Este casarão estava na memória da sua família. Quando é que percebeu que havia filme a fazer?
Não foi nada intencional, de início. Quando o meu pai faleceu, em 2008, fizeram um livro de homenagem na universidade e pediram-me para procurar bibliografia que pudesse não estar identificada. Deparei-me com um blogue de antigos seminaristas e foi aí que tive conhecimento que este espaço, que sempre teve lugar nas histórias que o meu pai me contava na infância, estava à venda.
O que fez então?
Os dominicanos iam-se desfazer daquele espaço, porque já não tinha uso nem eles tinham meios para o manter. Decidi pegar num amigo e ir lá. A minha ideia era apenas ter contacto com essa memória física antes dela desaparecer e perceber o que ainda guardava do passado.
Como é que as pessoas da Aldeia Nova receberam a ideia de se fazer um filme?
Para quem tinha ficado na terra e crescido à sombra daquele espaço era uma questão crucial. Fui percebendo também o papel do António, do caseiro, que estava muito agarrado àquele passado e era uma espécie de pivô entre o passado e o presente, o mundo secular e o mundo religioso.
Que importância teve o seminário para a região?
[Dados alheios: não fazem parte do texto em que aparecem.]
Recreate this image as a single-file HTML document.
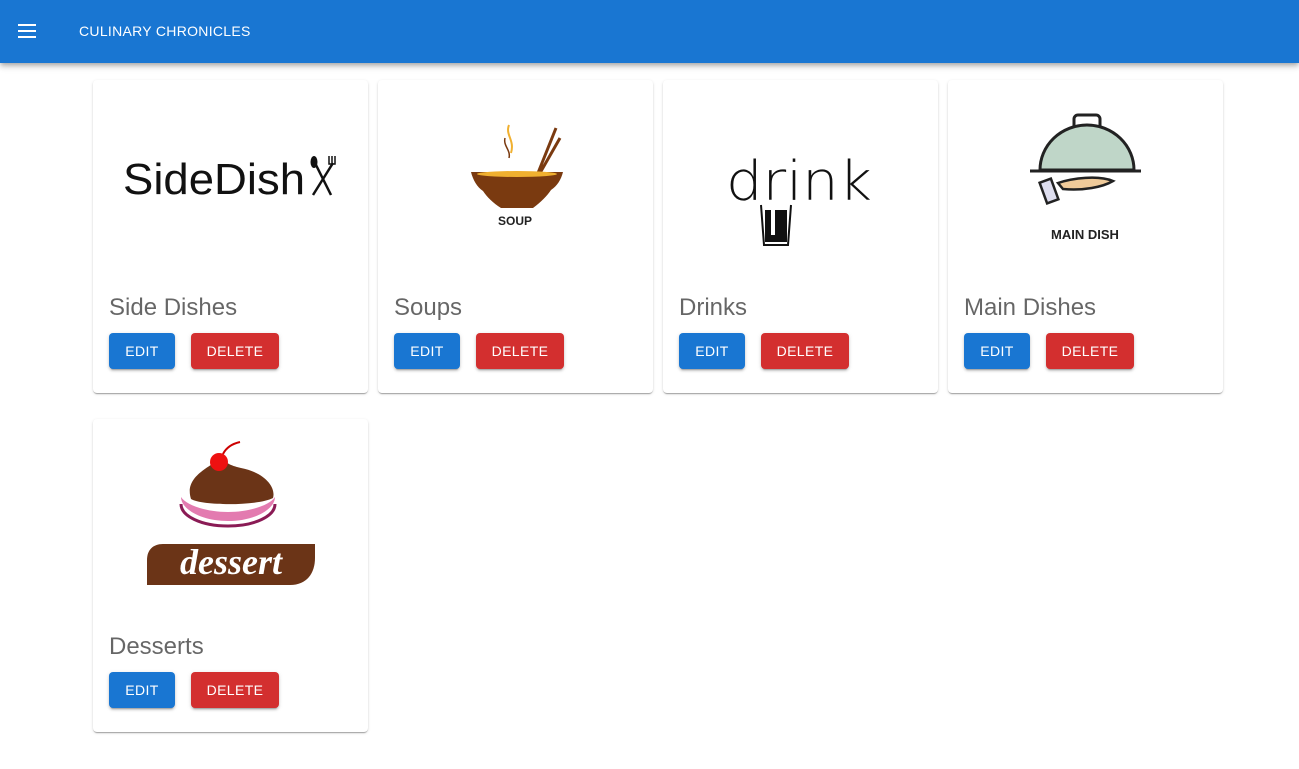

O seminário trouxe eletricidade, água, foi um polo cultural, tinha cinema, trazia vida à terra. A aldeia cresceu à volta daquela casa. E era gente que estava à frente do seu tempo. A Aldeia Nova foi o primeiro sítio no distrito em que a mulher passou a ganhar o mesmo que o homem. Eram ideias postas em prática a partir do seminário.
Como está a localidade hoje em dia?
O fecho do seminário correspondeu a um fim de ciclo. É também a questão da desertificação do interior. Estamos a falar agora de uma aldeia com uns 200 habitantes, metade dos quais reformados, 30 famílias emigradas, 40 casas devolutas. O único café que existia foi fechado pela ASAE. Sente-se que a aldeia está a desaparecer.
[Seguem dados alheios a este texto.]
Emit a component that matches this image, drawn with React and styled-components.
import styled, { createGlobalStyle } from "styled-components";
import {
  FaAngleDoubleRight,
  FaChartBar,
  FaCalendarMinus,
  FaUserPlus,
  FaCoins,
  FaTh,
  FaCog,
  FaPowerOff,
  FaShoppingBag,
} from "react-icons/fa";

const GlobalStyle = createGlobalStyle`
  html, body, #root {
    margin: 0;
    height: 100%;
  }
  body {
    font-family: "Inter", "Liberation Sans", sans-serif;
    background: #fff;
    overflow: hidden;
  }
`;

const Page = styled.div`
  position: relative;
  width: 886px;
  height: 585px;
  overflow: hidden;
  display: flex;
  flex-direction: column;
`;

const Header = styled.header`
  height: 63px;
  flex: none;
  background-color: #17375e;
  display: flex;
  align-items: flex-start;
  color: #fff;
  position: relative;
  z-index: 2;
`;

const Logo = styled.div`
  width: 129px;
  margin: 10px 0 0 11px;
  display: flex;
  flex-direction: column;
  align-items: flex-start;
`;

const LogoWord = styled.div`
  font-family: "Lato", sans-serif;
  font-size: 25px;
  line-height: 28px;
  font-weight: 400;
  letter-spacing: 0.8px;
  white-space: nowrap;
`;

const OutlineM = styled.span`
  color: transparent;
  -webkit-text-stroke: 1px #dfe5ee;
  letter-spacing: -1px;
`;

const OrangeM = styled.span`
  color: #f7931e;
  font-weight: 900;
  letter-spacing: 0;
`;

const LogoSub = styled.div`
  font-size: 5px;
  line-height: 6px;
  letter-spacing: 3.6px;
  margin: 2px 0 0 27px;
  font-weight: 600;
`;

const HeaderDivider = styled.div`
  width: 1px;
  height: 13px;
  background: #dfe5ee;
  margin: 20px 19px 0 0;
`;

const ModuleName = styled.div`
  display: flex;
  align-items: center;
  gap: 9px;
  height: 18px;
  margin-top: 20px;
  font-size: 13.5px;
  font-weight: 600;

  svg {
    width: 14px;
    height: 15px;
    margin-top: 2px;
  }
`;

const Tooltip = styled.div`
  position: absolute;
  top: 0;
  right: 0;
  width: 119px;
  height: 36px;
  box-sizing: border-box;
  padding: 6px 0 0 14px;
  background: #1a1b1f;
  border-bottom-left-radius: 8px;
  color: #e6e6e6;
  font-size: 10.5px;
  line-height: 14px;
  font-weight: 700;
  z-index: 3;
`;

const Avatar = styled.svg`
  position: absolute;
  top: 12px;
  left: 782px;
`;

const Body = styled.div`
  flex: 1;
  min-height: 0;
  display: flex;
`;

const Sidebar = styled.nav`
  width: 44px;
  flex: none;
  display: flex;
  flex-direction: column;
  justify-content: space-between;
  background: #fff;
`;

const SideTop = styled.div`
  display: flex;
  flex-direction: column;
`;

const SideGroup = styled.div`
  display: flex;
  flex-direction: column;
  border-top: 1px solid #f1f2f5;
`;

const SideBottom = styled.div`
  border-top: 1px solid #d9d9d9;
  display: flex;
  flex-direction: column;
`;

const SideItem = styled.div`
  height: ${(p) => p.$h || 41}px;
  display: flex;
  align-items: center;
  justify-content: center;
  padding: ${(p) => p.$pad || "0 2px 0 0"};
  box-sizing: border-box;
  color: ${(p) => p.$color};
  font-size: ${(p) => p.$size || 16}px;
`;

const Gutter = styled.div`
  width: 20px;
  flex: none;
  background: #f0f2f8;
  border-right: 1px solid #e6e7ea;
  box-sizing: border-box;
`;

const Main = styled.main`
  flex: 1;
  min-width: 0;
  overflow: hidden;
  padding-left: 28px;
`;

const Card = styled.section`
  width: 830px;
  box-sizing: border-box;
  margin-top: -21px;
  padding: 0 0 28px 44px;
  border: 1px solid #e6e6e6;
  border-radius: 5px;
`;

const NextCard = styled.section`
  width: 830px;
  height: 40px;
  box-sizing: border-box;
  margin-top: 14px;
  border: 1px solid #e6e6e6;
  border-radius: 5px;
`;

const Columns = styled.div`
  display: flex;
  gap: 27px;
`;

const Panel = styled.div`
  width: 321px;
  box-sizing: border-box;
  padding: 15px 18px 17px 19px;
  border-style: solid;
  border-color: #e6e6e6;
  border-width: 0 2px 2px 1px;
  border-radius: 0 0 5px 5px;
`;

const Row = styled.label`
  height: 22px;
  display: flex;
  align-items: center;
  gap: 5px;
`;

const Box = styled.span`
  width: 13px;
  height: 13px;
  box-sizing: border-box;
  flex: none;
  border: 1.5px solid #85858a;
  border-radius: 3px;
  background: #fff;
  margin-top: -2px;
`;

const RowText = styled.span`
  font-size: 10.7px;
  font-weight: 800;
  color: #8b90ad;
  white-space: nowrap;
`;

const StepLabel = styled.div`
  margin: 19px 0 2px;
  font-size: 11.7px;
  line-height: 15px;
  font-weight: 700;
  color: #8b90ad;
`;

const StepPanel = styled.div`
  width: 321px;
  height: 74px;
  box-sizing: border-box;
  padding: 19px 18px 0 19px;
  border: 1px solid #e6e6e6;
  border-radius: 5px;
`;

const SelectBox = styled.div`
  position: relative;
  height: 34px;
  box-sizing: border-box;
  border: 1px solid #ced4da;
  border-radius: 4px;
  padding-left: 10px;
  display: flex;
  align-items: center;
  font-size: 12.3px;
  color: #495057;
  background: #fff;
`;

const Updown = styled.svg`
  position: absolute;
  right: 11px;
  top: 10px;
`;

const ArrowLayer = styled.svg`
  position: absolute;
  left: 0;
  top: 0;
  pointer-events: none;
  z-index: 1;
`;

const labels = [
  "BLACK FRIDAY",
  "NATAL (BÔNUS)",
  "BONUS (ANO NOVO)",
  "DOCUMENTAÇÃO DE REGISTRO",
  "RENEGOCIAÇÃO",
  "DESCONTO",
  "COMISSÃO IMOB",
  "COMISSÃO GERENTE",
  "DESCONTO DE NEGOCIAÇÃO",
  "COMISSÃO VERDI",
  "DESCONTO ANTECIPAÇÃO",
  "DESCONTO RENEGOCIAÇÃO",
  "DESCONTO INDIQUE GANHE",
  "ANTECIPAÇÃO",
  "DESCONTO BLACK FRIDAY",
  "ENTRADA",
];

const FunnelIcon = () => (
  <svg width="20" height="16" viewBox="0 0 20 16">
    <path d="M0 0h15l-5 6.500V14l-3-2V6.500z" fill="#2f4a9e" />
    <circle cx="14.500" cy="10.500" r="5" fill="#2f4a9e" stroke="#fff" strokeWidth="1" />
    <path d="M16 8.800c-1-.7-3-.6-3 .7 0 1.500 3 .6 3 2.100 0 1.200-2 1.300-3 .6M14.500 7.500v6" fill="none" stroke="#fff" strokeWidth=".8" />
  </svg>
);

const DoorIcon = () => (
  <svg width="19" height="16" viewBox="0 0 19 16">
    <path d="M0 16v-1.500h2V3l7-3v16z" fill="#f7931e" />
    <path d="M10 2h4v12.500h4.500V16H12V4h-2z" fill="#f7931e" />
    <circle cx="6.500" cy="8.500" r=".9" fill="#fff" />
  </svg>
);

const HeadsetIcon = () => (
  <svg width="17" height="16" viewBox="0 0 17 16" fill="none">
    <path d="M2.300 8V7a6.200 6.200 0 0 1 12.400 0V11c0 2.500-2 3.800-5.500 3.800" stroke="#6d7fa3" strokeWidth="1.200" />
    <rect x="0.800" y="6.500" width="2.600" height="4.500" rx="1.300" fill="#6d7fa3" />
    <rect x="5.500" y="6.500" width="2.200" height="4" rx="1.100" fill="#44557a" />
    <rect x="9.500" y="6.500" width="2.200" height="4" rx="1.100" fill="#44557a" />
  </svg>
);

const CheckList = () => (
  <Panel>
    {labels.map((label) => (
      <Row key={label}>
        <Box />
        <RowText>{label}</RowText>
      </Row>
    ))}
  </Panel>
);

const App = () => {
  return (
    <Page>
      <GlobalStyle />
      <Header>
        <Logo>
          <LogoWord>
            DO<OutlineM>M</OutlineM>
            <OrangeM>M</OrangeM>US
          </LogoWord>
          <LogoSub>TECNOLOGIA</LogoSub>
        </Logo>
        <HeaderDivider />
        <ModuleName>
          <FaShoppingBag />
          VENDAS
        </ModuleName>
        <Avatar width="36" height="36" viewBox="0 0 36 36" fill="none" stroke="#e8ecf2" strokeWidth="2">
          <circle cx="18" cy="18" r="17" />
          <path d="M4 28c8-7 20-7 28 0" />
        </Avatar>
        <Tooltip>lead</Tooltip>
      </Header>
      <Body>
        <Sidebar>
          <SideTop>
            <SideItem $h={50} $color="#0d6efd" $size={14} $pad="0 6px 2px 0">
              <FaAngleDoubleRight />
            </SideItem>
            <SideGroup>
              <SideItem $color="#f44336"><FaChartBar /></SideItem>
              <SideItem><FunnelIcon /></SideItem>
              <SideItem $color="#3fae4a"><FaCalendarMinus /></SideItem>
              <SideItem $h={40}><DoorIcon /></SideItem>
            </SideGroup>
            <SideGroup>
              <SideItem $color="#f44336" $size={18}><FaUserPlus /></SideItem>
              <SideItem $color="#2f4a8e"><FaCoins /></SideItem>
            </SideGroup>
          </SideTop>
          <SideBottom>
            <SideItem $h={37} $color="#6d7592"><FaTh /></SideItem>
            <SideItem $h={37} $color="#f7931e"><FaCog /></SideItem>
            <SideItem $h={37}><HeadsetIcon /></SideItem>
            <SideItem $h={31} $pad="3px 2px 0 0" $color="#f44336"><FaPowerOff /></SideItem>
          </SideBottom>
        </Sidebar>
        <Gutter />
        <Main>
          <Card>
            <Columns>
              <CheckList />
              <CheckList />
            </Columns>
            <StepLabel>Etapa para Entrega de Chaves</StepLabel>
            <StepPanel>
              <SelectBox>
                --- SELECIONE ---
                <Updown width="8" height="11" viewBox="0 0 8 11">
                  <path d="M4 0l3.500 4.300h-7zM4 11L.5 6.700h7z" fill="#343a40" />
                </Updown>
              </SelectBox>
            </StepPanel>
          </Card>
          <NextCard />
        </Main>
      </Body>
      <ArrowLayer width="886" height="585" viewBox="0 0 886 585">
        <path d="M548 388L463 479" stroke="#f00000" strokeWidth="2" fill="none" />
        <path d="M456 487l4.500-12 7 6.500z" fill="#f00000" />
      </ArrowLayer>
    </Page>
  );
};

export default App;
Como é que o seminário se tornou progressista?
Houve um frade que veio do Canadá, com ideias novas, professores de várias nacionalidades. Percebe nos textos que há uma quase revolução. Essa foi outras das minhas motivações, o paradoxo de neste espaço que quase podia ser uma prisão, os miúdos terem acesso a liberdade e mais mundividência do que o regime passava.
O filme é um projeto muito pessoal. A quem diria que se destina?
A católicos progressistas, o filme diz-lhes qualquer coisa. Mas pode tocar num público bastante mais geral. Falamos da memória, do crescimento, da formação, e de valores. Da liberdade.
Memória
João de Melo: escritor, seminarista
Hoje com 72 anos, o escritor João de Melo nasceu na ilha de São Miguel, nos Açores, que deixou aos 11 anos para prosseguir os estudos no continente. Ingressa então no Seminário dos Dominicanos, onde permanece entre 1960 e 1967. Juntando-se a textos de outros seminaristas encontrados por Filipe Araújo, são do livro mais famoso de João de Melo, o romance "Gente feliz com lágrimas", algumas das passagens que se ouvem em "O casarão", cedidas pelo autor ao autor do filme.